**DIRECTION**
Reproduce the listing exactly and skip over any pictures.

-- Start of DATA PROVIDED --

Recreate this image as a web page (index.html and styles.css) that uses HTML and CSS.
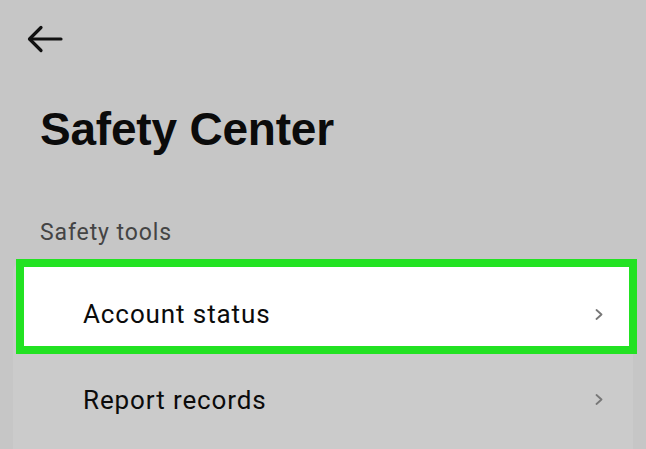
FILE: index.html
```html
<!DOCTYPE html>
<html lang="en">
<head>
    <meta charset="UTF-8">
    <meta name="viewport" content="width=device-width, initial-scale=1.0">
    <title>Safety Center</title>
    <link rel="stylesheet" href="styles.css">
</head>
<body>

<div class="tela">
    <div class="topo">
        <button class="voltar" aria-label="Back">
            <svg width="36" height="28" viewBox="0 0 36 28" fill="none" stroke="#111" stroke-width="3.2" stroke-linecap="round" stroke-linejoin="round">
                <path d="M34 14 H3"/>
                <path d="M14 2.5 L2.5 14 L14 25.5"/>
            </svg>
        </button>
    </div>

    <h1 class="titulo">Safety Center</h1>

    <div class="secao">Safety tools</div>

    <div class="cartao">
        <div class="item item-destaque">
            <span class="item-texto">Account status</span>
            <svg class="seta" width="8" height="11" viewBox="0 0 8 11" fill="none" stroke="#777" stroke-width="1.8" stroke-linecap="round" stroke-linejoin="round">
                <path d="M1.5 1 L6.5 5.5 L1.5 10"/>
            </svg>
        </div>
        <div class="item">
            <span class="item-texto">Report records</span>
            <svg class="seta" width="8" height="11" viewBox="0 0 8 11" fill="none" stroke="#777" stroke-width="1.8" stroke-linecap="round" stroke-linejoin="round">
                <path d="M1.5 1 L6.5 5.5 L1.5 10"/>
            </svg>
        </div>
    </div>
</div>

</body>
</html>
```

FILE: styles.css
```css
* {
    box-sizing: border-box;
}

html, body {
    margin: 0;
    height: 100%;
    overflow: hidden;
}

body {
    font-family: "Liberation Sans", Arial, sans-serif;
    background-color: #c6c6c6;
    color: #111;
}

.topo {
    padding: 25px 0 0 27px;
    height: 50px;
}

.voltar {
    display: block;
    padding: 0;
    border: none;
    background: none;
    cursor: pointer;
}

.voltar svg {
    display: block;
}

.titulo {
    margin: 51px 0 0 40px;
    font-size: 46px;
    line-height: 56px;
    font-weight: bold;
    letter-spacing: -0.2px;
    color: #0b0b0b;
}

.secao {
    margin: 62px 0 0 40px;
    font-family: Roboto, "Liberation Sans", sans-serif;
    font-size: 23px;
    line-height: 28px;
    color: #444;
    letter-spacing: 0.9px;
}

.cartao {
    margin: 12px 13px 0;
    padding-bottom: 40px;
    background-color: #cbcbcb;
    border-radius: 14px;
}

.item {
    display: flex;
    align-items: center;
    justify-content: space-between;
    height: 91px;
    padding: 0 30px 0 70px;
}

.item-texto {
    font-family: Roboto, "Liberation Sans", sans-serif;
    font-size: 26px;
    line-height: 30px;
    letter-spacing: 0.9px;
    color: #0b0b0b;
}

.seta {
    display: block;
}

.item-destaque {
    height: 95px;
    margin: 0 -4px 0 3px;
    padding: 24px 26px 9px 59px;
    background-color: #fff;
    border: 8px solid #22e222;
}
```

-- End of DATA PROVIDED --

**COMPLETE RESPONSE**
Recreate this image as a web page (index.html and styles.css) that uses HTML and CSS.
FILE: index.html
```html
<!DOCTYPE html>
<html lang="en">
<head>
    <meta charset="UTF-8">
    <meta name="viewport" content="width=device-width, initial-scale=1.0">
    <title>Safety Center</title>
    <link rel="stylesheet" href="styles.css">
</head>
<body>

<div class="tela">
    <div class="topo">
        <button class="voltar" aria-label="Back">
            <svg width="36" height="28" viewBox="0 0 36 28" fill="none" stroke="#111" stroke-width="3.2" stroke-linecap="round" stroke-linejoin="round">
                <path d="M34 14 H3"/>
                <path d="M14 2.5 L2.5 14 L14 25.5"/>
            </svg>
        </button>
    </div>

    <h1 class="titulo">Safety Center</h1>

    <div class="secao">Safety tools</div>

    <div class="cartao">
        <div class="item item-destaque">
            <span class="item-texto">Account status</span>
            <svg class="seta" width="8" height="11" viewBox="0 0 8 11" fill="none" stroke="#777" stroke-width="1.8" stroke-linecap="round" stroke-linejoin="round">
                <path d="M1.5 1 L6.5 5.5 L1.5 10"/>
            </svg>
        </div>
        <div class="item">
            <span class="item-texto">Report records</span>
            <svg class="seta" width="8" height="11" viewBox="0 0 8 11" fill="none" stroke="#777" stroke-width="1.8" stroke-linecap="round" stroke-linejoin="round">
                <path d="M1.5 1 L6.5 5.5 L1.5 10"/>
            </svg>
        </div>
    </div>
</div>

</body>
</html>
```

FILE: styles.css
```css
* {
    box-sizing: border-box;
}

html, body {
    margin: 0;
    height: 100%;
    overflow: hidden;
}

body {
    font-family: "Liberation Sans", Arial, sans-serif;
    background-color: #c6c6c6;
    color: #111;
}

.topo {
    padding: 25px 0 0 27px;
    height: 50px;
}

.voltar {
    display: block;
    padding: 0;
    border: none;
    background: none;
    cursor: pointer;
}

.voltar svg {
    display: block;
}

.titulo {
    margin: 51px 0 0 40px;
    font-size: 46px;
    line-height: 56px;
    font-weight: bold;
    letter-spacing: -0.2px;
    color: #0b0b0b;
}

.secao {
    margin: 62px 0 0 40px;
    font-family: Roboto, "Liberation Sans", sans-serif;
    font-size: 23px;
    line-height: 28px;
    color: #444;
    letter-spacing: 0.9px;
}

.cartao {
    margin: 12px 13px 0;
    padding-bottom: 40px;
    background-color: #cbcbcb;
    border-radius: 14px;
}

.item {
    display: flex;
    align-items: center;
    justify-content: space-between;
    height: 91px;
    padding: 0 30px 0 70px;
}

.item-texto {
    font-family: Roboto, "Liberation Sans", sans-serif;
    font-size: 26px;
    line-height: 30px;
    letter-spacing: 0.9px;
    color: #0b0b0b;
}

.seta {
    display: block;
}

.item-destaque {
    height: 95px;
    margin: 0 -4px 0 3px;
    padding: 24px 26px 9px 59px;
    background-color: #fff;
    border: 8px solid #22e222;
}
```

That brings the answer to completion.